Este 10 de octubre, como cada año, conmemoramos el Día Mundial de la Salud Mental, una fecha que la Organización Mundial de la Salud promueve con el objetivo de sensibilizarnos y hacernos reflexionar sobre una problemática que durante mucho tiempo ha sido ignorada en nuestras sociedades. A veces, al leer sobre estos grandes objetivos, podemos sentir que nos distanciamos de la cuestión, como si fuera un problema exclusivo del sistema de salud, del Estado o de los «expertos» en la materia.
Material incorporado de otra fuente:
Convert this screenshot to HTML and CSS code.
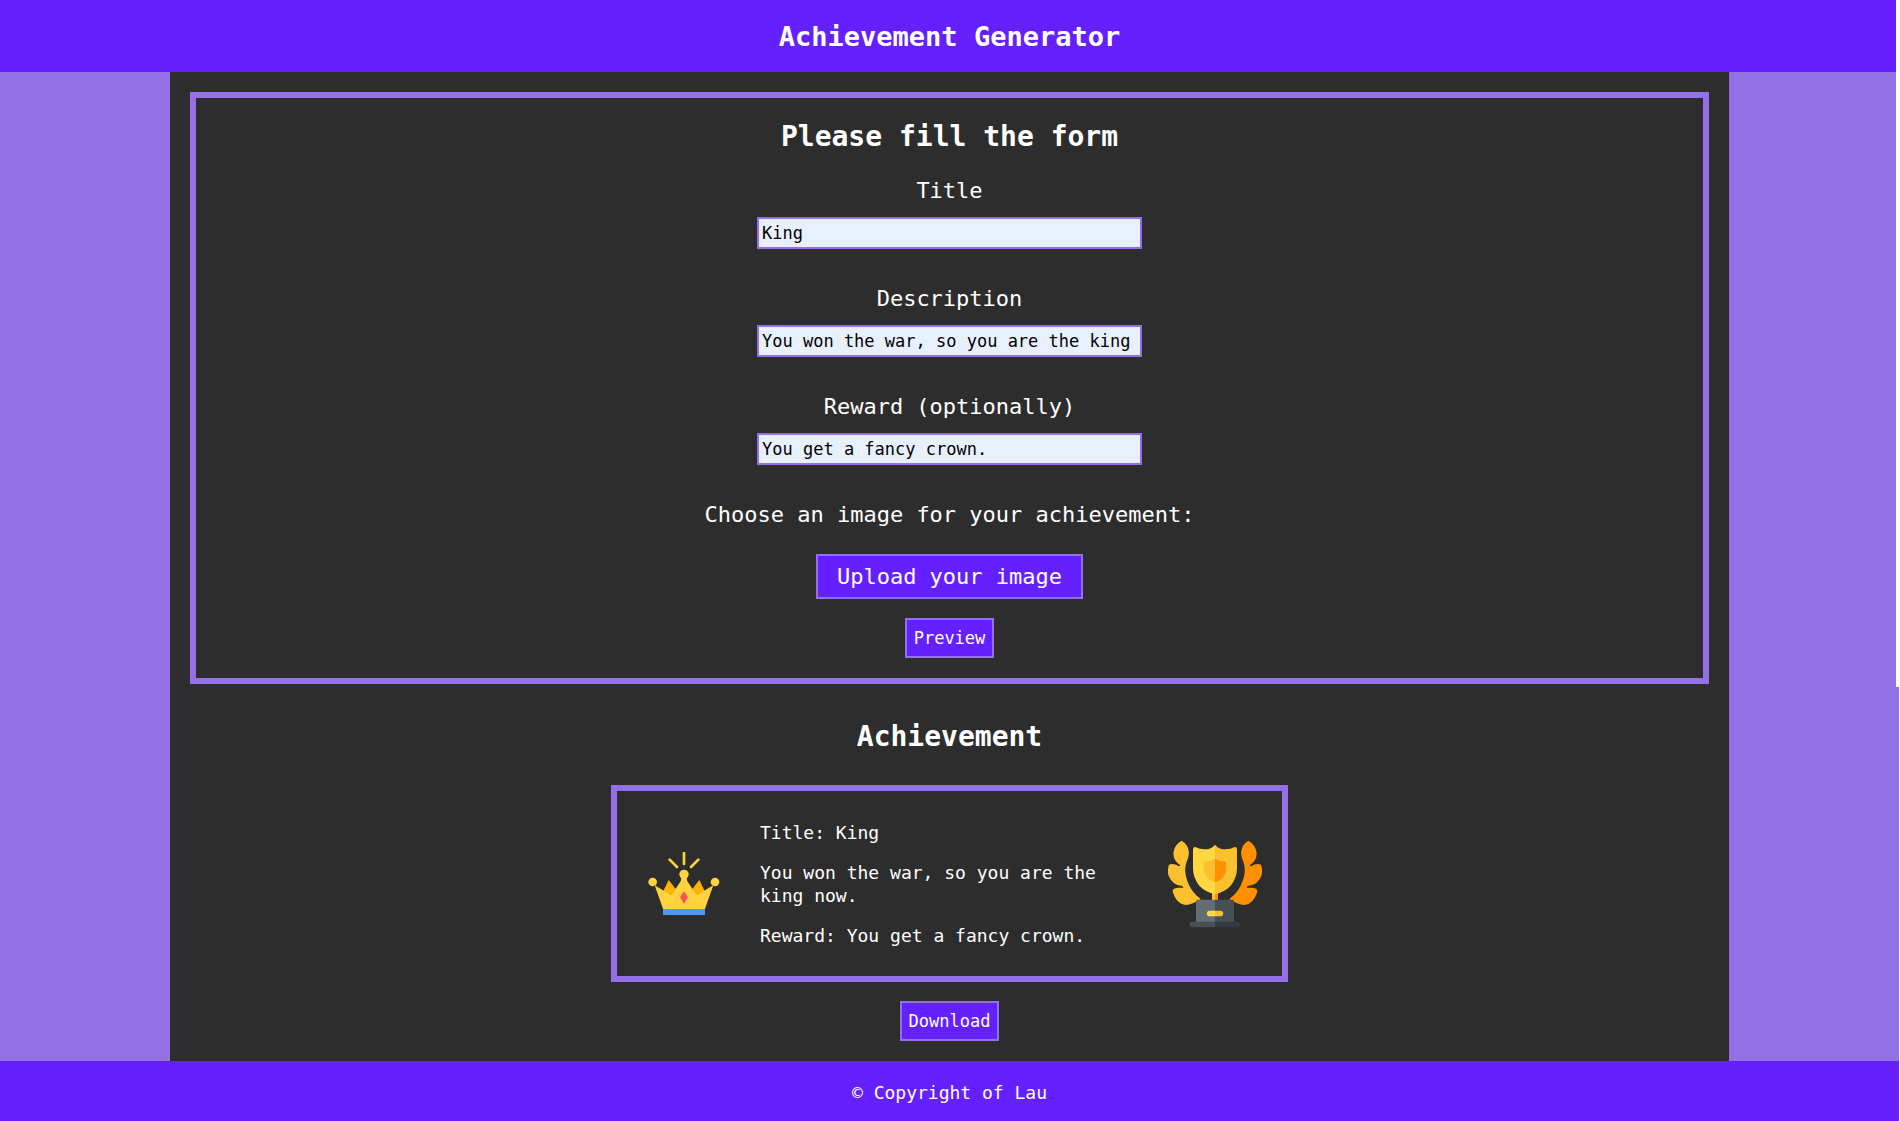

En cualquier caso, es un problema que afecta a “otros”, y de los que “otros” se tienen que hacer cargo.
Los fríos números nos muestran una realidad distinta: 1 de cada 3 chilenos tiene o tendrá algún problema relacionado a la Salud Mental, vale señalar que no todos estos serán enfermedades. En su gran mayoría serán sufrimientos originados en problemas de la vida cotidiana, cambios en el ciclo vital, la pérdida de seres queridos y otros que en su mayoría no requerirán intervención profesional, si no principalmente cuidados y compañía amorosa de quienes rodean al que lo está pasando mal.
Sin embargo, lo anterior, es inevitable insistir en que la gran mayoría de las personas que requieren apoyo profesional, no lo reciben, o no lo reciben a tiempo, o lo reciben de manera parcial e insuficiente. Está demás decir que los recursos en el sistema público son insuficientes para la gran demanda, y que en el sistema privado han existido barreras de acceso prácticamente insalvables para quién requiere apoyo, antes por vía de la discriminación en cuanto al pago de prestaciones que quedaban excluidas, hoy por la negación del pago las licencias médicas, en medio de una caza de brujas mediática por el aumento en la emisión de éstas, fenómeno que en ningún caso es exclusivo de Chile, sino que es global.
Habida cuenta de lo anterior, hay algo que me resulta más preocupante y que veo a diario en el Valle del Aconcagua respecto a la falta de acceso: Son aquellas personas que no piden ayuda a un cercano, o no consultan a un profesional por miedo a ser discriminados, o producto de sus propios prejuicios respectos a las enfermedades mentales. “Yo no creía en la depresión hasta que me pasó”, “Todos me decían para que estaba en tratamiento si era cosa de darme ánimo” “yo no estoy loco como para ir al psicólogo o al psiquiatra” son parte de lo que escucho todos los días, y agregan una tremenda carga de sufrimiento, muchas veces más que la propia enfermedad, por el sentimiento de incomprensión o incluso de exclusión, o con gran culpa por no ser capaces de “darnos ánimo, o tener una mejor actitud”.
¿Qué es estar mentalmente sano?, se lo preguntaron a Freud muchos años atrás, y su respuesta es tan simple como compleja “Estar mentalmente sanos es ser capaces de amar y de trabajar”.
La salud mental no es la ausencia de enfermedades mentales, sino que es más bien el resultado de una ecuación compleja donde nuestro medioambiente, entorno social, nuestras condiciones de vida, nuestra cultura e historia, se relacionan con cada uno de nosotros como personas, y nos permitirán en mayor o menor medida establecer relaciones recíprocas y satisfactorias, desarrollar nuestro potencial, aumentar nuestro bienestar, ser partes de una comunidad, y lidiar con las dificultades de la vida cuando estas se presenten.
Cada uno de nosotros construye Salud Mental cotidianamente, fundamentalmente en las relaciones con otras personas, la empatía, el trato amable, el apoyo mutuo, la compañía, pueden hacer toda la diferencia en la vida de una persona. Eso está en las manos de cada uno.